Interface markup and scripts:

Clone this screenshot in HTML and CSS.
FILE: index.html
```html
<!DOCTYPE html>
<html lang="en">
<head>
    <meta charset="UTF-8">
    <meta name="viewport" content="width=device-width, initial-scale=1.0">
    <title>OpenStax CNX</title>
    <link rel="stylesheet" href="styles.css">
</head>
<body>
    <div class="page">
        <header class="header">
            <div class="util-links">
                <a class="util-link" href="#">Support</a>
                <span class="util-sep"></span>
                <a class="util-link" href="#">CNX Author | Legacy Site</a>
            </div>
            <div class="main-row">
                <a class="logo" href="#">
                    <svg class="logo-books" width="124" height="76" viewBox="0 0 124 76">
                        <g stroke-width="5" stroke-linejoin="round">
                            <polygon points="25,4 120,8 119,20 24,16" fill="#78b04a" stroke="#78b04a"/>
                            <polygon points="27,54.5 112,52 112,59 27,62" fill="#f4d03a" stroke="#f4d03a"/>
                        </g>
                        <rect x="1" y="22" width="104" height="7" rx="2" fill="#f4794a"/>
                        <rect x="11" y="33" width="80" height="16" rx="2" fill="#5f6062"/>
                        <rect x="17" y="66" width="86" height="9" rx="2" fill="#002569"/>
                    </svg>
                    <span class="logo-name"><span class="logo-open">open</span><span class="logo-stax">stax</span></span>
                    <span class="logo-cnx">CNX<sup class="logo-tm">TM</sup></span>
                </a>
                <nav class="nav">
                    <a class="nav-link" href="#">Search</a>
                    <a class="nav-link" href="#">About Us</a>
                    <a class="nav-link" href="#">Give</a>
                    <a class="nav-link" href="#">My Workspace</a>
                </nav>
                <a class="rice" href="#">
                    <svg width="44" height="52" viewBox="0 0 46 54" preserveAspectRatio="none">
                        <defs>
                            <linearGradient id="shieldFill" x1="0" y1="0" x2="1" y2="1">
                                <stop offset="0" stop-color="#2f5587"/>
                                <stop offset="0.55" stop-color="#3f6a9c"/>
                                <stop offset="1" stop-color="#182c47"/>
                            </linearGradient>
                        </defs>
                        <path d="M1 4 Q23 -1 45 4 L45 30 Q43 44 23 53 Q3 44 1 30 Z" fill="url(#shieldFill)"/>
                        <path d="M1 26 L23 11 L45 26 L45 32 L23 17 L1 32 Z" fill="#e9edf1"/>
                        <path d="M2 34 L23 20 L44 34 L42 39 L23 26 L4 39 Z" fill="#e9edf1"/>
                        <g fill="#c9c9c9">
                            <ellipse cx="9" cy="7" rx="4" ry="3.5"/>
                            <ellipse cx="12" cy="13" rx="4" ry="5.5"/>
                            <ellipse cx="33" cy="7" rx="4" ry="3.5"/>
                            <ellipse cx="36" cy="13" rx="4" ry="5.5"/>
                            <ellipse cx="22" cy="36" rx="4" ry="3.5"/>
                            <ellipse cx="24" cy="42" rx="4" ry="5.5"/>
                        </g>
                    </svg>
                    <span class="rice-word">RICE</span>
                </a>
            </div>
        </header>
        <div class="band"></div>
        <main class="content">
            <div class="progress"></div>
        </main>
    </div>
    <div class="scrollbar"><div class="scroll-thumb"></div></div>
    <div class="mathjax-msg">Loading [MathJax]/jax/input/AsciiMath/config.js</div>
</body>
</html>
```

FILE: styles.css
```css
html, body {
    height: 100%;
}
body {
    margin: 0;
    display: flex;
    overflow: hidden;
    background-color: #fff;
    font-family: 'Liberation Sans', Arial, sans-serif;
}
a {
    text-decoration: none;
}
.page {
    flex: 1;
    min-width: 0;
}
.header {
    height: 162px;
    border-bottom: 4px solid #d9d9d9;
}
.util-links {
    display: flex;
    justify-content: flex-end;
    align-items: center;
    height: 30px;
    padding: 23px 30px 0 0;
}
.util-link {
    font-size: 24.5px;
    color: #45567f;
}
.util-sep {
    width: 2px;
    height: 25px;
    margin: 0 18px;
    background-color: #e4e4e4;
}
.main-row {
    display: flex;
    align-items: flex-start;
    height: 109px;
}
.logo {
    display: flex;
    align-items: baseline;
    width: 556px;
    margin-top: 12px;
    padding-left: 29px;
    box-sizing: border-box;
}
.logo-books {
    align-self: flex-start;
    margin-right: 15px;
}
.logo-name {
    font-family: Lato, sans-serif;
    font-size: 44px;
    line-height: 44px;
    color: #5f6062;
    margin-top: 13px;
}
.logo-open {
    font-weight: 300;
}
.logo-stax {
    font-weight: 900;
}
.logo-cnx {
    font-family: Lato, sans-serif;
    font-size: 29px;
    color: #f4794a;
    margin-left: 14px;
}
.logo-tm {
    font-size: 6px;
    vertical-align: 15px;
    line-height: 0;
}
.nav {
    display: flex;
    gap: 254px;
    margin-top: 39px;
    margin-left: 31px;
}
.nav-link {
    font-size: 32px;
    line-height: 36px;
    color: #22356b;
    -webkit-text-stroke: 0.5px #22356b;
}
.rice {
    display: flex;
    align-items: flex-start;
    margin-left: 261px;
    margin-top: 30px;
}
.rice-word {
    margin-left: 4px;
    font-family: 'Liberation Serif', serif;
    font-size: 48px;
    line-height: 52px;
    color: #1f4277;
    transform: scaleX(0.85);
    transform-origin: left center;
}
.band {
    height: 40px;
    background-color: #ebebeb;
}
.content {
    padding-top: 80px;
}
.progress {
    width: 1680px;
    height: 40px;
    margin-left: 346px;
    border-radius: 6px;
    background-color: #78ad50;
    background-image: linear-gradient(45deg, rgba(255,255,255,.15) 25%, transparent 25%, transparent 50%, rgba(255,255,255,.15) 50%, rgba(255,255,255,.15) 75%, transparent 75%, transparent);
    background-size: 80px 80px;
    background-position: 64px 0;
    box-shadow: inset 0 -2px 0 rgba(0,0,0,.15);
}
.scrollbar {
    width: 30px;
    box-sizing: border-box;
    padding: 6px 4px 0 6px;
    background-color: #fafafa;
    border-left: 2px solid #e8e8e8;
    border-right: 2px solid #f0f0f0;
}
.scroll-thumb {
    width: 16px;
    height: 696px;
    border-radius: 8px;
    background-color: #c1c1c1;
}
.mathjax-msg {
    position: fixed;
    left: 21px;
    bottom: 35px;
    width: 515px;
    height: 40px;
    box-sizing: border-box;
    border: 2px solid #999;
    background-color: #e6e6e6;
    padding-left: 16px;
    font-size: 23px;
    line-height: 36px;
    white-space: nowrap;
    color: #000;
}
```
---
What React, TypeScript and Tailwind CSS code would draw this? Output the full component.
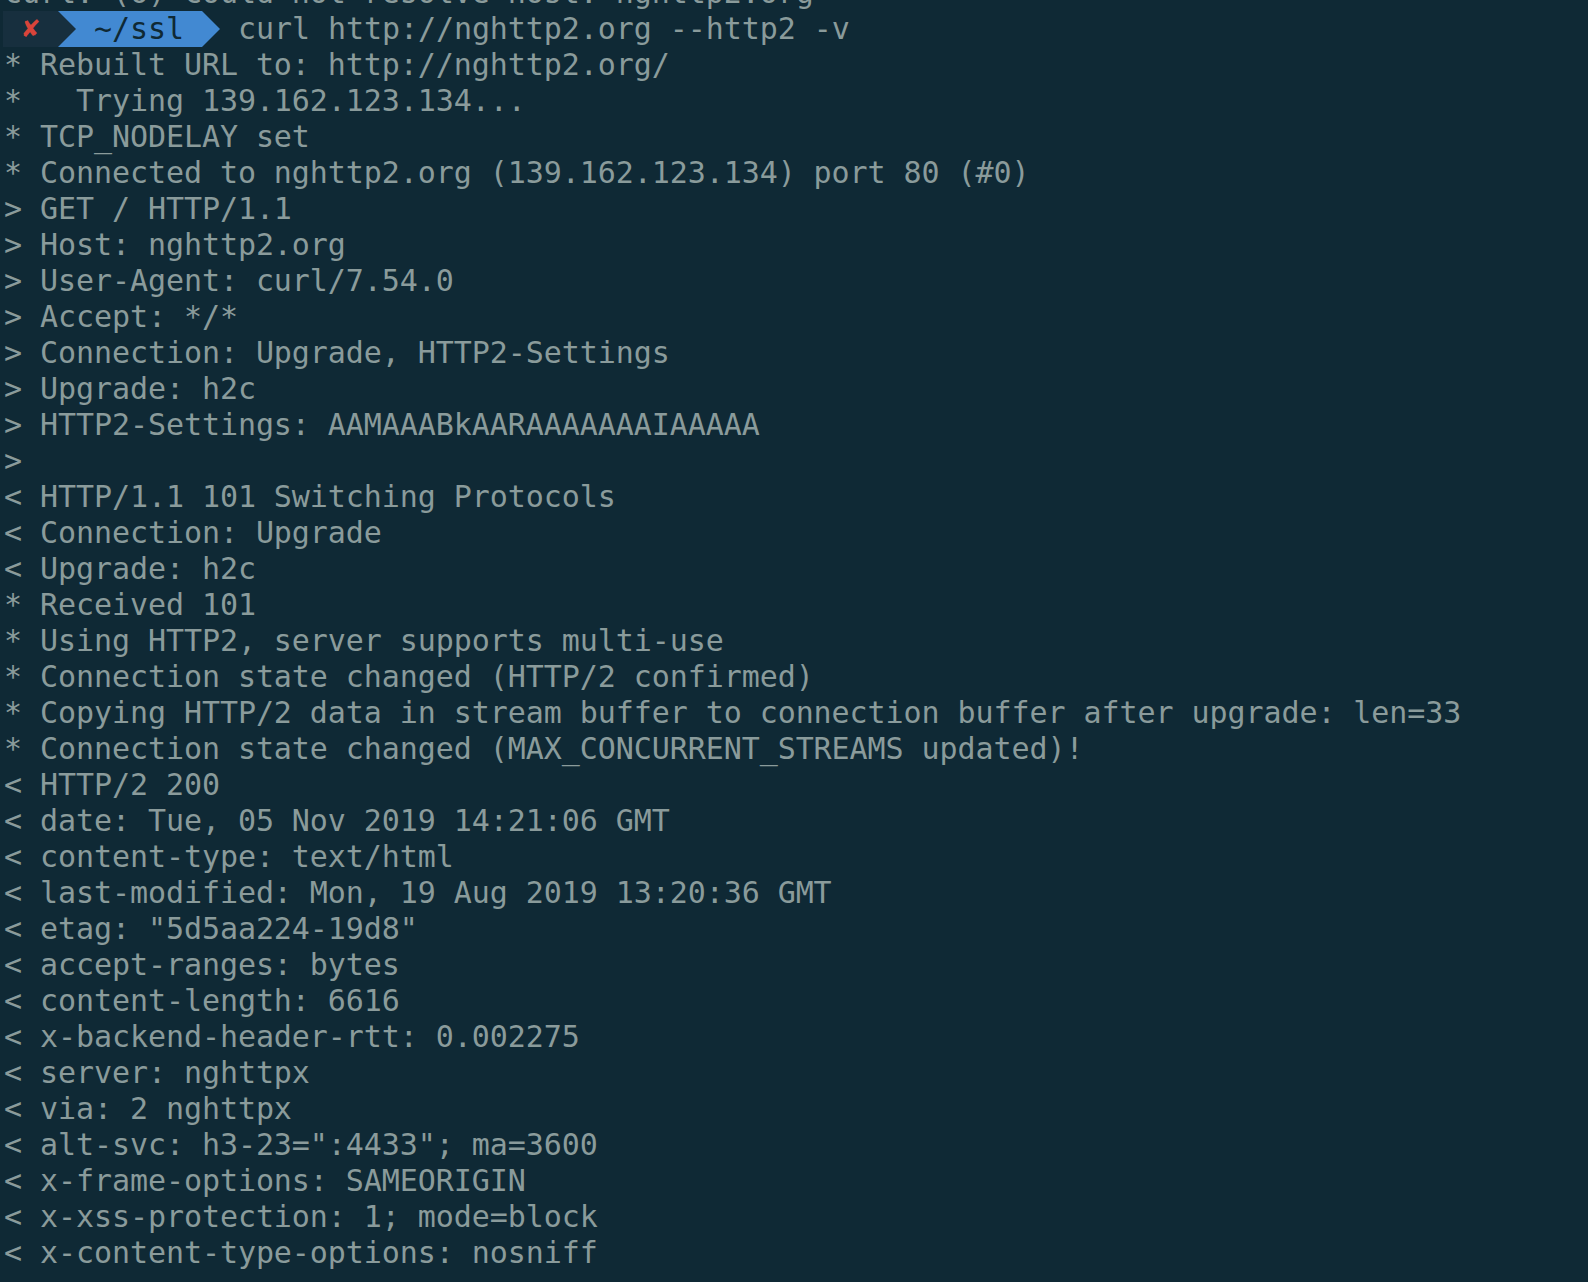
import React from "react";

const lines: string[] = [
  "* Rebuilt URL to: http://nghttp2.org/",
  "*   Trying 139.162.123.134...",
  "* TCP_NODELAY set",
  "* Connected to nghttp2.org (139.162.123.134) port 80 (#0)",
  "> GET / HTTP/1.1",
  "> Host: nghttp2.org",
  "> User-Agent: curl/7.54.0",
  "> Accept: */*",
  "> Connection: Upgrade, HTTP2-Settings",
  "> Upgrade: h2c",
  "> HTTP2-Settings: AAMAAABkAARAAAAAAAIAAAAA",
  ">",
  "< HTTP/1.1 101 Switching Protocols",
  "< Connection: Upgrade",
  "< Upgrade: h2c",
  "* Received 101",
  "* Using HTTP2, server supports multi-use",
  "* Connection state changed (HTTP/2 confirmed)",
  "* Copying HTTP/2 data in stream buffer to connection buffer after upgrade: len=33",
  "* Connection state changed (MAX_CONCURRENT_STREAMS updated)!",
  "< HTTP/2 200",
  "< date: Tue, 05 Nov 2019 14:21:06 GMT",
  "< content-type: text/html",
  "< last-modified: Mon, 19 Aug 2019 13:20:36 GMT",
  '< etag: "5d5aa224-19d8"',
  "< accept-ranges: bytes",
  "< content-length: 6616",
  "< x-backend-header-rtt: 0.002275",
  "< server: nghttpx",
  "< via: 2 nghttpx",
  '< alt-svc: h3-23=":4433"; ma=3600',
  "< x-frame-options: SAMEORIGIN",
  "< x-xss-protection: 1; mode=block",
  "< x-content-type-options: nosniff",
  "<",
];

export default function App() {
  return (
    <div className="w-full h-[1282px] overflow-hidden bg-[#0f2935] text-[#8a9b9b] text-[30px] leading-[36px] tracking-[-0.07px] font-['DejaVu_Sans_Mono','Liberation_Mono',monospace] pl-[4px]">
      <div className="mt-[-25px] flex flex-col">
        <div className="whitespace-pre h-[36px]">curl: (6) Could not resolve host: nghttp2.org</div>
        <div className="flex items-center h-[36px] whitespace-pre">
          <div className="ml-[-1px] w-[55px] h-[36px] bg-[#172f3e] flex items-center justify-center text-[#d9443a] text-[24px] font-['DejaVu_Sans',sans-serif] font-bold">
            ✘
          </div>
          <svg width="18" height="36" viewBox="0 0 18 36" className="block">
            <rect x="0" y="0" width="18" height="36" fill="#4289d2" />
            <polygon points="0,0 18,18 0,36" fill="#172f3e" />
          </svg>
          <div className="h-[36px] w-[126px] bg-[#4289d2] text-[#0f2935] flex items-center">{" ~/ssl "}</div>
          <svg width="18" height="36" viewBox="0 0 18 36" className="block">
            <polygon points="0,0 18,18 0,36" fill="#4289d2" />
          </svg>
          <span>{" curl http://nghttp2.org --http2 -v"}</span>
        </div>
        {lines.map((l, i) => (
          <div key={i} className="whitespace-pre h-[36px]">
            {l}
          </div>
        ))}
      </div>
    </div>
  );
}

CHALLENGE: Return every line above in which the string "this" occurs.

SOLUTION:
Clone this screenshot in HTML and CSS.
What React, TypeScript and Tailwind CSS code would draw this? Output the full component.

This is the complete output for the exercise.